Did SGE really overcomes some of the deficiencies of Hadoop.
According to a article :-
Instead, to set the stage, let's talk about what Hadoop doesn't do so
well. I currently see two important deficiencies in Hadoop: it doesn't
play well with others, and it has no real accounting framework. Pretty
much every customer I've seen running Hadoop does it on a dedicated
cluster. Why? Because the tasktrackers assume they own the machines on
which they run. If there's anything on the cluster other than Hadoop,
it's in direct competition with Hadoop. That wouldn't be such a big deal
if Hadoop clusters didn't tend to be so huge.
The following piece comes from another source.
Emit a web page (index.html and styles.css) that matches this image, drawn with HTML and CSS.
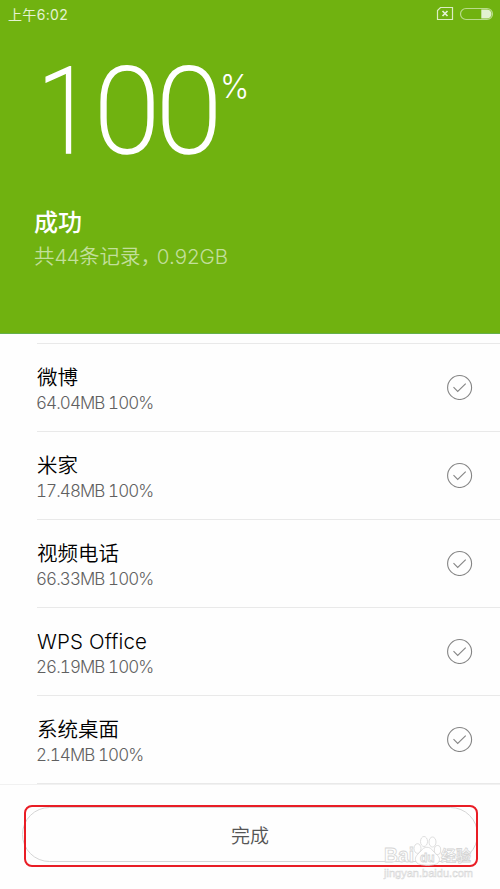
FILE: index.html
```
<!DOCTYPE html>
<html lang="zh-CN">
<head>
<meta charset="utf-8">
<title>成功</title>
<link rel="stylesheet" href="styles.css">
</head>
<body>
<svg class="defs" width="0" height="0"><symbol id="check" viewBox="0 0 26 26"><circle cx="12.6" cy="13.5" r="12"/><path d="M6.5 13.2l4.200 4.200 8-7.800"/></symbol></svg>
<header class="hero">
  <div class="status"><span class="time">上午6:02</span>
    <svg class="indicators" width="58" height="16" viewBox="0 0 58 16">
      <path d="M4.500 1.500H16.500V13.500H1.500V4.500Z" fill="none" stroke="#dcedc4" stroke-width="1.2"/>
      <path d="M6.500 5l5 5m0-5l-5 5" stroke="#e6f3d5" stroke-width="1.7"/>
      <rect x="24.500" y="2.500" width="32" height="11" rx="5.500" fill="none" stroke="#b9dc8b" stroke-width="1.2"/>
      <path d="M45.300 3.500H51a4.500 4.500 0 0 1 0 9h-5.700Z" fill="#e2f1d0"/>
    </svg>
  </div>
  <div class="percent"><span class="number"><span class="one">1</span><span class="zero">0</span><span class="zero">0</span></span><span class="sign">%</span></div>
  <h1>成功</h1>
  <p class="summary">共<span class="count">44</span>条记录<span class="comma">，</span><span class="size">0.92GB</span></p>
</header>
<main>
  <section class="row"><div><h2>微博</h2><p>64.04MB 100%</p></div><svg class="check"><use href="#check"/></svg></section>
  <section class="row"><div><h2>米家</h2><p>17.48MB 100%</p></div><svg class="check"><use href="#check"/></svg></section>
  <section class="row"><div><h2>视频电话</h2><p>66.33MB 100%</p></div><svg class="check"><use href="#check"/></svg></section>
  <section class="row"><div><h2 class="latin">WPS Office</h2><p>26.19MB 100%</p></div><svg class="check"><use href="#check"/></svg></section>
  <section class="row"><div><h2>系统桌面</h2><p>2.14MB 100%</p></div><svg class="check"><use href="#check"/></svg></section>
</main>
<footer>
  <button>完成</button>
  <div class="highlight"></div>
  <svg class="watermark" width="100" height="50" viewBox="0 0 100 50">
    <g class="mark">
      <text x="1" y="29" font-size="20" textLength="30" lengthAdjust="spacingAndGlyphs">Bai</text>
      <path d="M34 30c-4-5 0-8 4-12 3-5 9-5 12 0 4 4 9 7 5 12-3 3-18 3-21 0Z"/>
      <ellipse cx="34.500" cy="15.500" rx="3.500" ry="4.800"/><ellipse cx="41" cy="8.500" rx="3.500" ry="5"/><ellipse cx="49.500" cy="9" rx="3.500" ry="5"/><ellipse cx="54.500" cy="17" rx="3.200" ry="4.500"/>
      <text x="37" y="29" font-size="12" class="du">du</text>
      <text x="58" y="28" font-size="15" textLength="30" class="cn">经验</text>
      <text x="1" y="44" font-size="10.500" textLength="89" lengthAdjust="spacingAndGlyphs" class="url">jingyan.baidu.com</text>
    </g>
  </svg>
</footer>
</body>
</html>
```
FILE: styles.css
```
* { box-sizing: border-box; margin: 0; padding: 0; }
body { width: 500px; height: 889px; overflow: hidden; background: #fefefe; font-family: Inter, "Noto Sans CJK SC", sans-serif; }
.defs { position: absolute; }
.hero { height: 334px; background: #70b210; color: #fff; border-bottom: 1px solid #65b04b; overflow: hidden; }
.status { height: 28px; padding: 0 6px 0 8px; display: flex; justify-content: space-between; align-items: center; }
.time { font-size: 14px; line-height: 28px; padding-top: 1px; color: #e4f2d2; font-weight: 400; letter-spacing: .35px; }
.indicators { display: block; }
.percent { display: flex; height: 179px; padding-left: 37px; align-items: flex-start; font-family: Roboto, sans-serif; }
.number { display: flex; width: 183px; font-size: 120px; line-height: 168px; font-weight: 200; -webkit-text-stroke: 1.5px #fff; }
.one { width: 57px; transform: scaleX(.85); transform-origin: left; }
.zero { width: 62px; flex: none; }
.sign { font: 300 33px/60px Inter, sans-serif; margin-top: 28px; transform: scaleX(.95); transform-origin: left; }
h1 { font-size: 24px; line-height: 32px; font-weight: 500; margin-left: 34px; }
.summary { font-size: 20.500px; line-height: 36px; margin-left: 34px; font-weight: 350; color: #c2df9b; white-space: nowrap; }
.count { letter-spacing: -.6px; }
.comma { font-feature-settings: "halt"; margin-right: 6px; }
.size { font-weight: 300; }
.row { height: 88px; margin-left: 37px; border-bottom: 1px solid #e9e9e9; display: flex; justify-content: space-between; padding: 19px 27px 0 0; }
.row:first-child { margin-top: 9px; height: 89px; border-top: 1px solid #e9e9e9; }
.row h2 { font-size: 20.500px; line-height: 30px; font-weight: 350; color: #000; }
.row .latin { letter-spacing: .15px; }
.row p { font-size: 17px; line-height: 22px; margin: -1px 0 0 -1px; font-weight: 300; color: #606060; letter-spacing: -.92px; font-feature-settings: "tnum"; }
.check { width: 26px; height: 26px; margin-top: 11px; fill: none; stroke: #858585; stroke-width: 1.1; }
footer { position: relative; height: 105px; border-top: 1px solid #f1f1f1; padding: 22px 22px 0; }
button { display: block; width: 456px; height: 55px; border: 1px solid #d5d5d5; border-radius: 28px; background: #fefefe; font: 350 19px/53px "Noto Sans CJK SC", sans-serif; color: #555; }
.highlight { position: absolute; left: 24px; top: 20px; width: 454px; height: 62px; border: 2px solid #e91d25; border-radius: 8px; }
.watermark { position: absolute; left: 383px; top: 48px; }
.mark { fill: #fff; stroke: #d5d5d5; stroke-width: .8; font-family: "Liberation Sans", sans-serif; font-weight: 700; }
.cn { font-family: "Noto Sans CJK SC", sans-serif; }
.url { stroke-width: .5; font-weight: 400; }
```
Folks are dedicating
hundreds, thousands, or even tens of thousands of machines to their
Hadoop applications. That's a lot of hardware to be walled off for a
single purpose. Are those machines really being used? You may not be
able to tell. You can monitor state in the moment, and you can grep
through log files to find out about past usage (Gah!), but there's no
historical accounting capability there.
So I want to know that is it worthful to use SGE with Hadoop in
Production Cluster or not.
Please share your views.
Thanks in Advance
Adarsh Sharma